# Job:
Where a line of the material contains the string "React", copy that line.

** begin Recorded information **

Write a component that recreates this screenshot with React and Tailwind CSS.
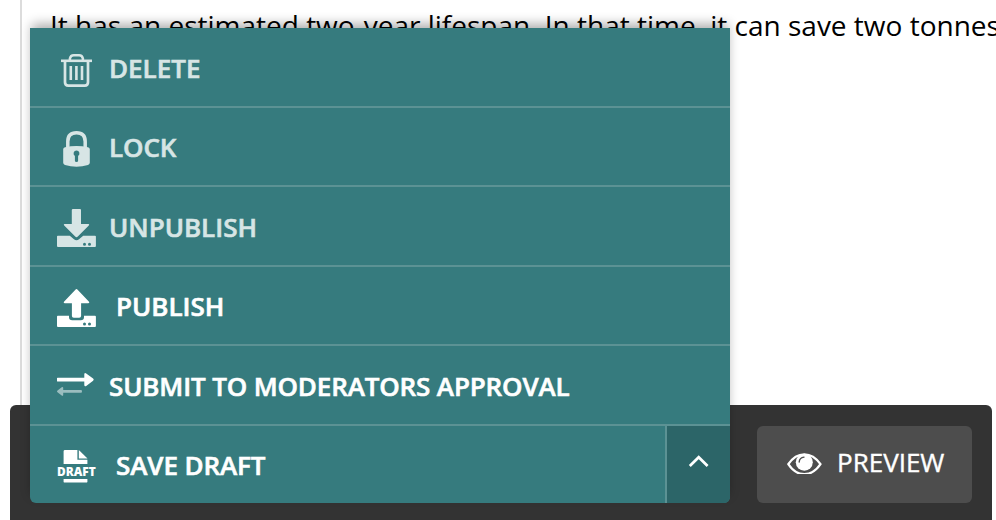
const svgProps = { fill: "none", xmlns: "http://www.w3.org/2000/svg", className: "block h-11 w-[42px] shrink-0" };

function TrashIcon() {
  return (
    <svg {...svgProps} viewBox="56 45 42 44" stroke="currentColor">
      <path d="M61 60.8H92" strokeWidth="2.6" />
      <path d="M69.9 60.5V58.6Q70.6 55.2 73.7 55.2H79.1Q82.2 55.2 82.9 58.6V60.5" strokeWidth="2.5" />
      <path d="M65 61V82.3Q65 85.7 68.3 85.7H84.7Q88 85.7 88 82.3V61" strokeWidth="2.7" />
      <path d="M70.8 66V80M76.4 66V80M82 66V80" strokeWidth="2.6" />
    </svg>
  );
}

function LockIcon() {
  return (
    <svg {...svgProps} viewBox="56 125 42 44">
      <path d="M67.8 148V141.5Q67.8 132.7 76.5 132.7T85.2 141.5V148" stroke="currentColor" strokeWidth="3.5" />
      <path fill="currentColor" fillRule="evenodd" d="M65 147.2Q76.5 144.6 88 147.2Q89.8 147.5 89.8 149.3V162.8Q89.8 164.4 88 165Q76.5 168.6 65 165Q63.2 164.4 63.2 162.8V149.3Q63.2 147.5 65 147.2ZM76.5 150.4A3 3 0 0 0 74.9 155.9V160.7Q74.9 162 76.5 162T78.1 160.7V155.9A3 3 0 0 0 76.5 150.4Z" />
    </svg>
  );
}

function UnpublishIcon() {
  return (
    <svg {...svgProps} viewBox="56 204 42 44" fill="currentColor">
      <path d="M73 209H80Q81 209 81 210V224H88.2Q90 224 88.8 225.4L77.8 236.6Q76.5 238 75.2 236.6L64.2 225.4Q63 224 64.8 224H71.8V210Q71.8 209 73 209Z" />
      <path fillRule="evenodd" d="M57.8 235.7H69.8L73.7 239.1Q76.5 241.5 79.3 239.1L83.2 235.7H95Q95.9 235.7 95.9 236.6V246Q95.9 247 95 247H58Q57 247 57 246V236.6Q57 235.7 57.8 235.7ZM84.5 242.7A1.5 1.5 0 1 0 84.5 245.7A1.5 1.5 0 1 0 84.5 242.7ZM89.5 242.7A1.5 1.5 0 1 0 89.5 245.7A1.5 1.5 0 1 0 89.5 242.7Z" />
    </svg>
  );
}

function PublishIcon() {
  return (
    <svg {...svgProps} viewBox="56 284 42 44" fill="currentColor">
      <path d="M75.4 289.7Q76.5 288.5 77.6 289.7L88.8 301.6Q90 303.2 88.2 303.2H81.1V316Q81.1 317.8 79.2 317.8H73.8Q71.9 317.8 71.9 316V303.2H64.8Q63 303.2 64.2 301.6Z" />
      <path fillRule="evenodd" d="M57.8 315.8H69V317Q69 320.2 72.2 320.2H80.8Q84 320.2 84 317V315.8H95Q95.9 315.8 95.9 316.7V326Q95.9 327 95 327H58Q57 327 57 326V316.7Q57 315.8 57.8 315.8ZM84.5 322.6A1.5 1.5 0 1 0 84.5 325.6A1.5 1.5 0 1 0 84.5 322.6ZM89.5 322.6A1.5 1.5 0 1 0 89.5 325.6A1.5 1.5 0 1 0 89.5 322.6Z" />
    </svg>
  );
}

function SubmitIcon() {
  return (
    <svg {...svgProps} viewBox="56 363 42 44" fill="currentColor">
      <path d="M57.6 377.8H84.3V374.3Q84.5 372.3 86.2 373.4L93.1 378.6Q94.4 379.6 93.1 380.7L86.2 385.9Q84.5 387 84.3 385V381.6H57.6Q57 381.6 57 381V378.4Q57 377.8 57.6 377.8Z" />
      <path opacity=".5" d="M81 390H63.2V387.8Q63 386.4 61.7 387.2L57.5 390.5Q56.4 391.4 57.5 392.3L61.7 395.5Q63 396.3 63.2 394.9V392.8H81Q82 392.8 82 391.4T81 390Z" />
    </svg>
  );
}

function DraftIcon() {
  return (
    <svg {...svgProps} viewBox="56 443 42 44" fill="currentColor">
      <path d="M65 450H77.4V459.8H87.4V464H63.6V451.2Q63.6 450 65 450Z" />
      <path d="M78.8 450.1L87.5 458.6H78.8Z" />
      <text x="57" y="475.9" textLength="38.8" lengthAdjust="spacingAndGlyphs" fontFamily="Open Sans" fontWeight="800" fontSize="12.8">DRAFT</text>
      <path d="M63.6 479H87.4V481.4Q87.4 482.6 86.2 482.6H64.8Q63.6 482.6 63.6 481.4Z" />
    </svg>
  );
}

function EyeIcon() {
  return (
    <svg className="block h-6 w-9 shrink-0" viewBox="786 450 36 24" fill="none">
      <path d="M788.3 464.2Q795 454.4 804.3 454.4T820.5 464.2Q813.7 474.2 804.3 474.2T788.3 464.2Z" stroke="white" strokeWidth="2.3" strokeLinejoin="round" />
      <circle cx="804.3" cy="462.2" r="8.5" fill="white" />
      <path d="M799.2 462Q799.5 457.6 804 457.1" stroke="#4d4d4d" strokeWidth="1.4" strokeLinecap="round" />
    </svg>
  );
}

const rows = [
  { label: "DELETE", Icon: TrashIcon, row: "h-20 text-[#d7e5e5]", text: "ml-[11px]" },
  { label: "LOCK", Icon: LockIcon, row: "h-[79px] text-[#d7e5e5]", text: "ml-[11px] tracking-[-0.1px]" },
  { label: "UNPUBLISH", Icon: UnpublishIcon, row: "h-20 text-[#d7e5e5]", text: "ml-[11px]" },
  { label: "PUBLISH", Icon: PublishIcon, row: "h-[79px] text-white", text: "ml-[18px]" },
  { label: "SUBMIT TO MODERATORS APPROVAL", Icon: SubmitIcon, row: "h-20 text-white", text: "ml-[11px] tracking-[-0.13px]" },
];

export default function App() {
  return (
    <div className="relative flex h-[520px] w-[996px] flex-col overflow-hidden bg-white font-['Open_Sans',sans-serif]">
      <main className="ml-5 h-[405px] border-l-2 border-[#dcdcdc] pl-7">
        <p className="pt-[5px] text-[28px] leading-[40px] whitespace-nowrap text-black">
          It has an estimated two-year lifespan. In that time, it can save two tonnes
        </p>
      </main>
      <footer className="mr-1 ml-2.5 flex h-[115px] justify-end rounded-t-md bg-[#333] pt-[21px] pr-5">
        <button className="flex h-[77px] w-[215px] items-center rounded-md bg-[#4d4d4d] pb-[5px] pl-[29px] text-white">
          <EyeIcon />
          <span className="ml-[15px] text-[26px] leading-9 [-webkit-text-stroke:0.4px_currentColor]">PREVIEW</span>
        </button>
      </footer>

      <div className="absolute top-7 left-[30px] flex h-[475px] w-[700px] flex-col rounded-b-md bg-[#367b7e] text-[26px] leading-9 font-semibold shadow-[0_-6px_12px_-2px_rgba(0,0,0,0.33)]">
        {rows.map(({ label, Icon, row, text }) => (
          <button key={label} className={`flex shrink-0 items-center border-b-2 border-[#5c9294] pl-[26px] ${row}`}>
            <Icon />
            <span className={`pt-px whitespace-nowrap [-webkit-text-stroke:0.6px_currentColor] ${text}`}>{label}</span>
          </button>
        ))}
        <div className="flex h-[77px] text-white">
          <button className="flex flex-1 items-center pl-[26px]">
            <DraftIcon />
            <span className="ml-[18px] pt-px tracking-[-0.1px] [-webkit-text-stroke:0.6px_currentColor]">SAVE DRAFT</span>
          </button>
          <button className="flex w-[65px] items-center justify-center rounded-br-md border-l-2 border-[#5c9294] bg-[#2c6568]">
            <svg className="h-4 w-6" viewBox="687 457 24 16" fill="none" overflow="visible">
              <path d="M689.8 466L698.7 457.2L707.6 466" stroke="white" strokeWidth="2.7" />
            </svg>
          </button>
        </div>
      </div>
    </div>
  );
}
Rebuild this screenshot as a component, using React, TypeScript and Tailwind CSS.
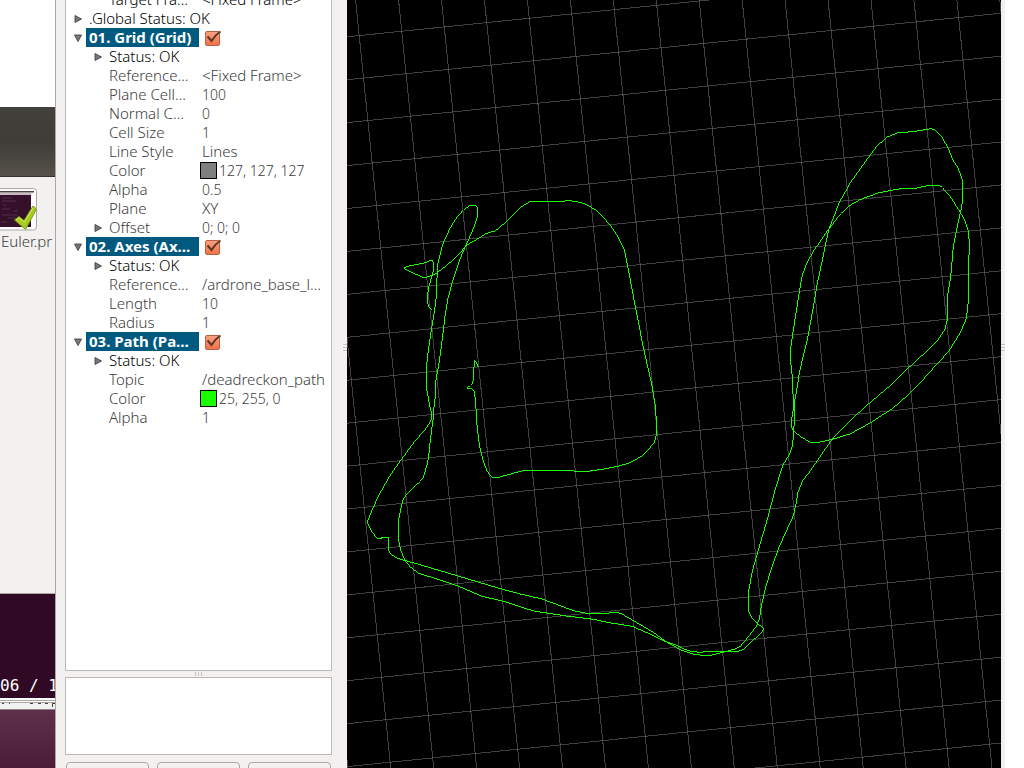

** end Recorded information **

# Response to this task:
Write a component that recreates this screenshot with React and Tailwind CSS.
Rebuild this screenshot as a component, using React, TypeScript and Tailwind CSS.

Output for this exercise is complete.